### Do this
Copy from the first line below down to and including the line with "6], [3, 6], [6, 6]];". Skip the pictures.

start

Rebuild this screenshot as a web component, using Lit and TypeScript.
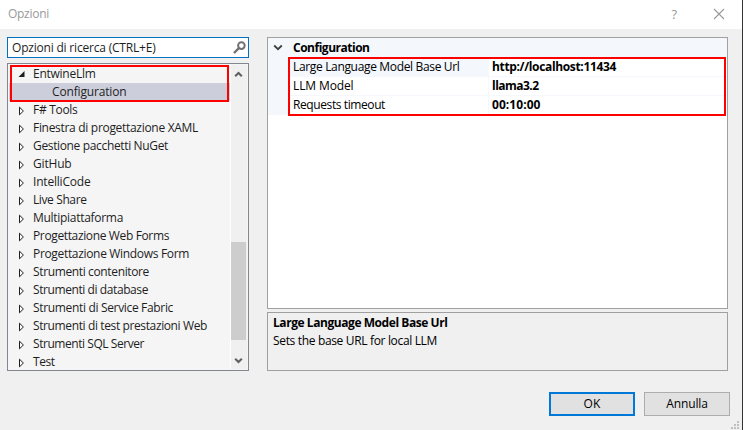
import { LitElement, html, css, svg } from "lit";
import { customElement, property } from "lit/decorators.js";

/** One line of text whose tracking is adjusted to a given advance width. */
@customElement("fit-label")
class FitLabel extends LitElement {
  @property({ type: String }) text = "";
  @property({ type: Number }) width = 0;

  static styles = css`
    :host { display: inline-block; white-space: pre; flex: none; }
    .t { display: inline-block; }
  `;

  private fit() {
    const el = this.renderRoot.querySelector(".t") as HTMLElement;
    if (!el || !this.width) return;
    el.style.letterSpacing = "0px";
    const natural = el.getBoundingClientRect().width;
    el.style.letterSpacing = `${(this.width - natural) / this.text.length}px`;
  }

  firstUpdated() {
    this.fit();
    document.fonts.ready.then(() => this.fit());
  }

  render() {
    return html`<span class="t">${this.text}</span>`;
  }
}

const nodes: [string, number][] = [
  ["F# Tools", 44.5],
  ["Finestra di progettazione XAML", 165],
  ["Gestione pacchetti NuGet", 135],
  ["GitHub", 38.5],
  ["IntelliCode", 57.5],
  ["Live Share", 53.5],
  ["Multipiattaforma", 90],
  ["Progettazione Web Forms", 136],
  ["Progettazione Windows Form", 156],
  ["Strumenti contenitore", 116],
  ["Strumenti di database", 115],
  ["Strumenti di Service Fabric", 140],
  ["Strumenti di test prestazioni Web", 174],
  ["Strumenti SQL Server", 111],
  ["Test", 21.5],
];

const rows: [string, number, string, number][] = [
  ["Large Language Model Base Url", 166.5, "http://localhost:11434", 124],
  ["LLM Model", 60.5, "llama3.2", 46.5],
  ["Requests timeout", 92, "00:10:00", 48.5],
];

const grip = [[6, 0], [3, 3], [6, 3], [0, 6], [3, 6], [6, 6]];

@customElement("app-root")
class AppRoot extends LitElement {
  static styles = css`
    :host {
      display: block;
      width: 743px;
      height: 430px;
      overflow: hidden;
      font: 12px/18px "Open Sans", "Noto Sans", sans-serif;
      color: #1e1e1e;
    }
    * { box-sizing: border-box; }
    svg { display: block; flex: none; }
    .window {
      position: relative;
      width: 743px;
      height: 430px;
      display: flex;
      flex-direction: column;
      background: #f0f0f0;
      border-right: 1px solid #333;
    }
    .title {
      height: 29px;
      flex: none;
      display: flex;
      align-items: center;
      background: #fff;
      color: #999;
      padding: 0 17px 2px 8px;
    }
    .title fit-label { padding-top: 1px; }
    .grow { flex: 1; }
    .help { font-size: 13px; margin-right: 36px; }
    .main { display: flex; gap: 18px; padding: 8px 13px 0 7px; height: 342px; }
    .left { width: 242px; display: flex; flex-direction: column; gap: 5px; }
    .search {
      height: 21px;
      display: flex;
      align-items: center;
      justify-content: space-between;
      background: #fff;
      border: 1px solid #0070c0;
      padding: 0 2px 0 4px;
    }
    .search fit-label { padding-top: 1px; }
    .tree {
      position: relative;
      height: 308px;
      display: flex;
      background: #f5f5f5;
      border: 1px solid #828790;
      padding: 1px;
      overflow: hidden;
    }
    .list { width: 221px; height: 306px; flex: none; }
    .node { height: 18px; display: flex; align-items: flex-start; padding-left: 9px; }
    .node svg { margin: 5px 5px 0 0; }
    .child { padding-left: 43px; background: #cccedb; }
    .bar {
      width: 17px;
      display: flex;
      flex-direction: column;
      align-items: center;
      background: #f0f0f0;
      border-left: 1px solid #fff;
      padding: 6px 1px 4px 0;
    }
    .thumb { width: 15px; height: 98px; margin: 164px 0 17px; background: #cdcdcd; }
    .mark { position: absolute; border: 2px solid #f00; pointer-events: none; }
    .mark-tree { left: 2px; top: 1px; width: 219px; height: 37px; }
    .mark-grid { left: 20px; top: 19px; width: 438px; height: 59px; }
    .right { flex: none; width: 461px; display: flex; flex-direction: column; gap: 3px; color: #000; }
    .grid {
      position: relative;
      height: 272px;
      background: #fff;
      border: 1px solid #a0a0a0;
    }
    .head {
      height: 20px;
      display: flex;
      align-items: center;
      background: #f4f7fc;
      padding: 0 0 1px 5px;
    }
    .head svg { margin-right: 10px; }
    .bold { font-weight: 700; }
    .row { height: 19px; display: flex; }
    .gutter { width: 21px; background: #f4f7fc; }
    .cell {
      width: 200px;
      padding-left: 4px;
      border-bottom: 1px solid #f4f7fc;
      border-right: 1px solid #f4f7fc;
    }
    .row:nth-child(2) .cell { background: #f4f7fc; }
    .value { flex: 1; padding-left: 3px; border-bottom: 1px solid #f4f7fc; font-weight: 700; }
    .desc { height: 59px; border: 1px solid #a0a0a0; padding: 1px 5px; display: flex; flex-direction: column; align-items: flex-start; }
    .buttons { display: flex; justify-content: flex-end; gap: 9px; padding: 21px 12px 0 0; color: #000; }
    .btn {
      width: 86px;
      height: 24px;
      display: flex;
      align-items: center;
      justify-content: center;
      background: #e1e1e1;
      border: 1px solid #adadad;
    }
    .primary { border: 2px solid #0078d7; }
    .grip { position: absolute; left: 731px; top: 421px; }
  `;

  render() {
    return html`
      <div class="window">
        <div class="title">
          <fit-label text="Opzioni" .width=${41}></fit-label>
          <span class="grow"></span>
          <span class="help">?</span>
          <svg width="12" height="12" viewBox="0 0 12 12">
            <path d="M1 1L11 11M11 1L1 11" stroke="#999" stroke-width="1.1" fill="none" />
          </svg>
        </div>
        <div class="main">
          <div class="left">
            <div class="search">
              <fit-label text="Opzioni di ricerca (CTRL+E)" .width=${143.5}></fit-label>
              <svg width="13" height="13" viewBox="0 0 13 13">
                <circle cx="8.4" cy="4.6" r="3.3" fill="none" stroke="#717171" stroke-width="2" />
                <path d="M6 7L1 12" stroke="#717171" stroke-width="2.4" />
              </svg>
            </div>
            <div class="tree">
              <div class="list">
                <div class="node">
                  <svg width="10" height="10" viewBox="0 0 10 10"><path d="M6.5 1V7H0.5Z" fill="#1e1e1e" /></svg>
                  <fit-label text="EntwineLlm" .width=${62.5}></fit-label>
                </div>
                <div class="node child"><fit-label text="Configuration" .width=${74.5}></fit-label></div>
                ${nodes.map(
                  ([t, w]) => html`<div class="node">
                    <svg width="10" height="10" viewBox="0 0 10 10">
                      <path d="M1.5 1.2V8.8L5.4 5Z" fill="#fff" stroke="#1e1e1e" />
                    </svg>
                    <fit-label .text=${t} .width=${w}></fit-label>
                  </div>`
                )}
              </div>
              <div class="bar">
                <svg width="9" height="7" viewBox="0 0 9 7"><path d="M1.2 5.2L4.5 1.9L7.8 5.2" fill="none" stroke="#606060" stroke-width="2.1" /></svg>
                <div class="thumb"></div>
                <svg width="9" height="7" viewBox="0 0 9 7"><path d="M1.2 1.8L4.5 5.1L7.8 1.8" fill="none" stroke="#606060" stroke-width="2.1" /></svg>
              </div>
              <div class="mark mark-tree"></div>
            </div>
          </div>
          <div class="right">
            <div class="grid">
              <div class="head">
                <svg width="10" height="7" viewBox="0 0 10 7"><path d="M1.2 1.5L5 5.2L8.8 1.5" fill="none" stroke="#404040" stroke-width="1.8" /></svg>
                <fit-label class="bold" text="Configuration" .width=${76.5}></fit-label>
              </div>
              ${rows.map(
                ([k, kw, v, vw]) => html`<div class="row">
                  <div class="gutter"></div>
                  <div class="cell"><fit-label .text=${k} .width=${kw}></fit-label></div>
                  <div class="value"><fit-label .text=${v} .width=${vw}></fit-label></div>
                </div>`
              )}
              <div class="mark mark-grid"></div>
            </div>
            <div class="desc">
              <fit-label class="bold" text="Large Language Model Base Url" .width=${174.5}></fit-label>
              <fit-label text="Sets the base URL for local LLM" .width=${164}></fit-label>
            </div>
          </div>
        </div>
        <div class="buttons">
          <div class="btn primary"><fit-label text="OK" .width=${17}></fit-label></div>
          <div class="btn"><fit-label text="Annulla" .width=${41.5}></fit-label></div>
        </div>
        <svg class="grip" width="8" height="8" viewBox="0 0 8 8">
          ${grip.map(([x, y]) => svg`<rect x=${x} y=${y} width="2" height="2" fill="#bfbfbf" />`)}
        </svg>
      </div>
    `;
  }
}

end

### Exercise output
Rebuild this screenshot as a web component, using Lit and TypeScript.
import { LitElement, html, css, svg } from "lit";
import { customElement, property } from "lit/decorators.js";

/** One line of text whose tracking is adjusted to a given advance width. */
@customElement("fit-label")
class FitLabel extends LitElement {
  @property({ type: String }) text = "";
  @property({ type: Number }) width = 0;

  static styles = css`
    :host { display: inline-block; white-space: pre; flex: none; }
    .t { display: inline-block; }
  `;

  private fit() {
    const el = this.renderRoot.querySelector(".t") as HTMLElement;
    if (!el || !this.width) return;
    el.style.letterSpacing = "0px";
    const natural = el.getBoundingClientRect().width;
    el.style.letterSpacing = `${(this.width - natural) / this.text.length}px`;
  }

  firstUpdated() {
    this.fit();
    document.fonts.ready.then(() => this.fit());
  }

  render() {
    return html`<span class="t">${this.text}</span>`;
  }
}

const nodes: [string, number][] = [
  ["F# Tools", 44.5],
  ["Finestra di progettazione XAML", 165],
  ["Gestione pacchetti NuGet", 135],
  ["GitHub", 38.5],
  ["IntelliCode", 57.5],
  ["Live Share", 53.5],
  ["Multipiattaforma", 90],
  ["Progettazione Web Forms", 136],
  ["Progettazione Windows Form", 156],
  ["Strumenti contenitore", 116],
  ["Strumenti di database", 115],
  ["Strumenti di Service Fabric", 140],
  ["Strumenti di test prestazioni Web", 174],
  ["Strumenti SQL Server", 111],
  ["Test", 21.5],
];

const rows: [string, number, string, number][] = [
  ["Large Language Model Base Url", 166.5, "http://localhost:11434", 124],
  ["LLM Model", 60.5, "llama3.2", 46.5],
  ["Requests timeout", 92, "00:10:00", 48.5],
];

const grip = [[6, 0], [3, 3], [6, 3], [0, 6], [3, 6], [6, 6]];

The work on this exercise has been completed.